The S11 in sizes 41cm and above is not such an allround star.  These sizes are extremely controllable and have blinding speed downwind but if the current is against you (same direction as the wind) and you need to push upwind, they can lose out to harder fins like the old RS7.  This is no real problem for the recreational sailor but for the competitive guy who needs every advantage, this loss of angle over the course of a race can mean the difference between winning and losing.  You don't need to be losing speed climbing upwind if you can avoid it. The old RS7 in the bigger sizes was good at going upwind but tended to become unmanageable when overpowered.  The new S10s would be my choice for the bigger sizes (certainly up to 51cm).  They seem as controllable as the S11s, plane easily and almost match the S11s for downwind speed but their advantage comes from their upwind ability.  They are almost on a par with the old RS7s upwind.

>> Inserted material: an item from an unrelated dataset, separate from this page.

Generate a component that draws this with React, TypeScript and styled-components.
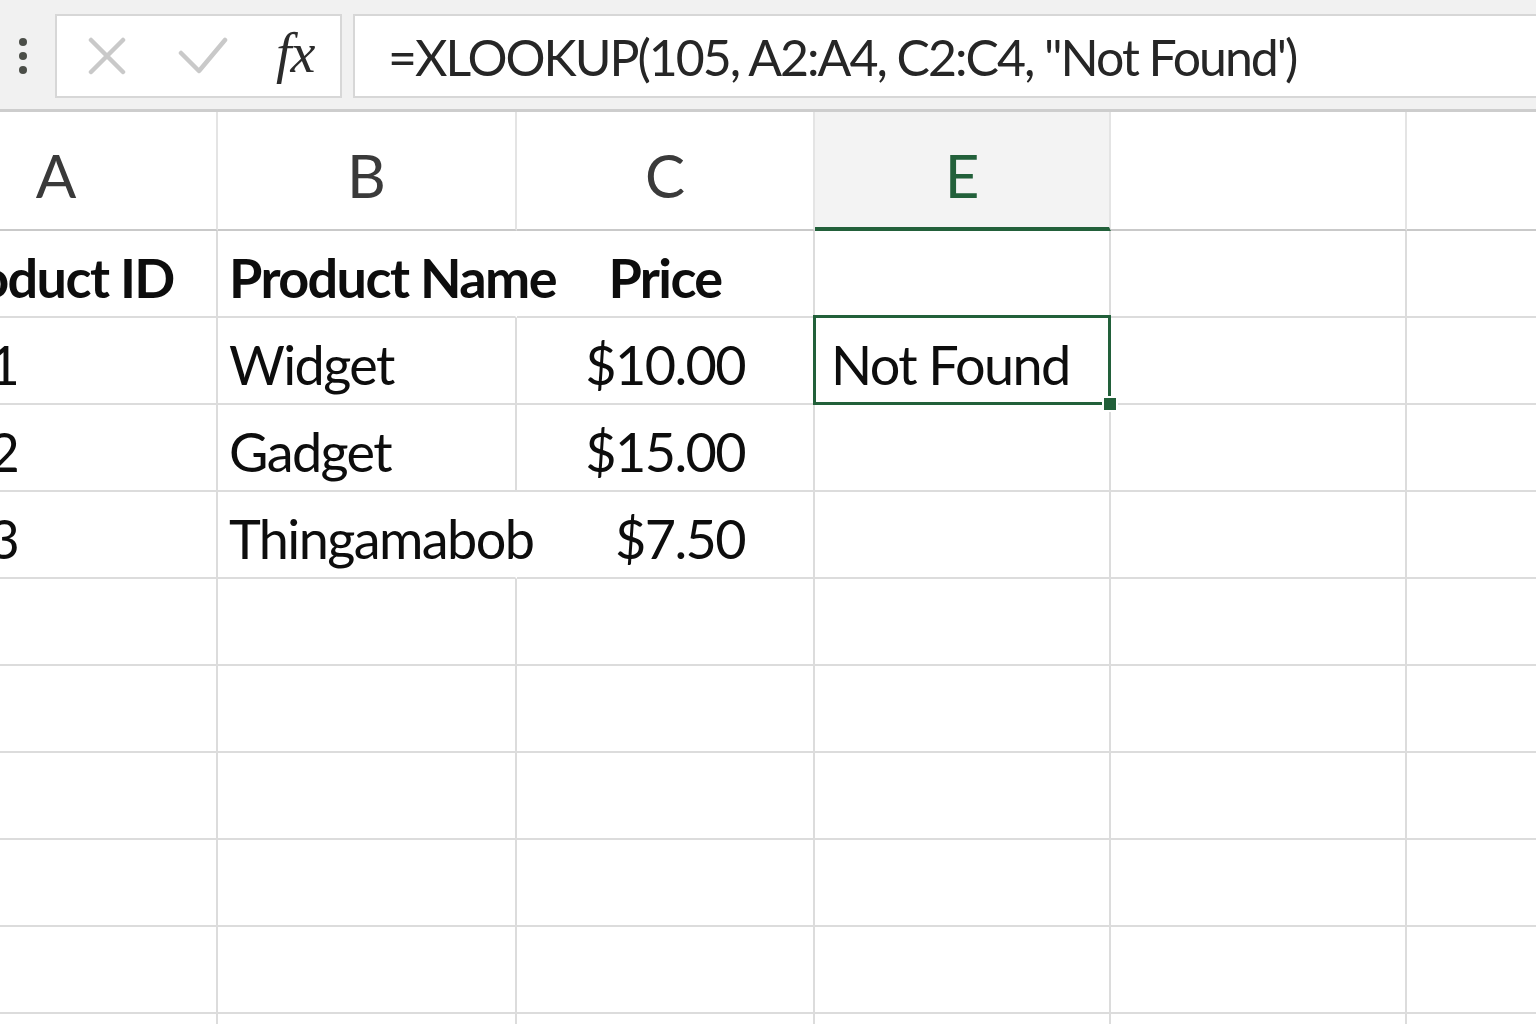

Surprisingly, some of the bigger guys are getting good results from the SRX Freerace fins in big sizes on their big slalom boards.  These guys are quite brutal with the back foot and sometimes battle with spin-out but they say that the SRX,s hold beautifully and give great control when things get "interesting".  I've not sailed one of these fins so I can't comment.

We haven't had much experience with the S10 in the smaller sizes (basically because we have been so happy with the S11s).  If I get to sail one or two smaller S10s I'll give you some feedback.

I can't stress how good the smaller S11s are.  They can do everything and seem to work on every type of board.  Their controllability also means that you can fit a slightly bigger fin than you are used to.  If you want to turbo charge your board and are looking for a straight fin of 39cm or less then you must test one of these.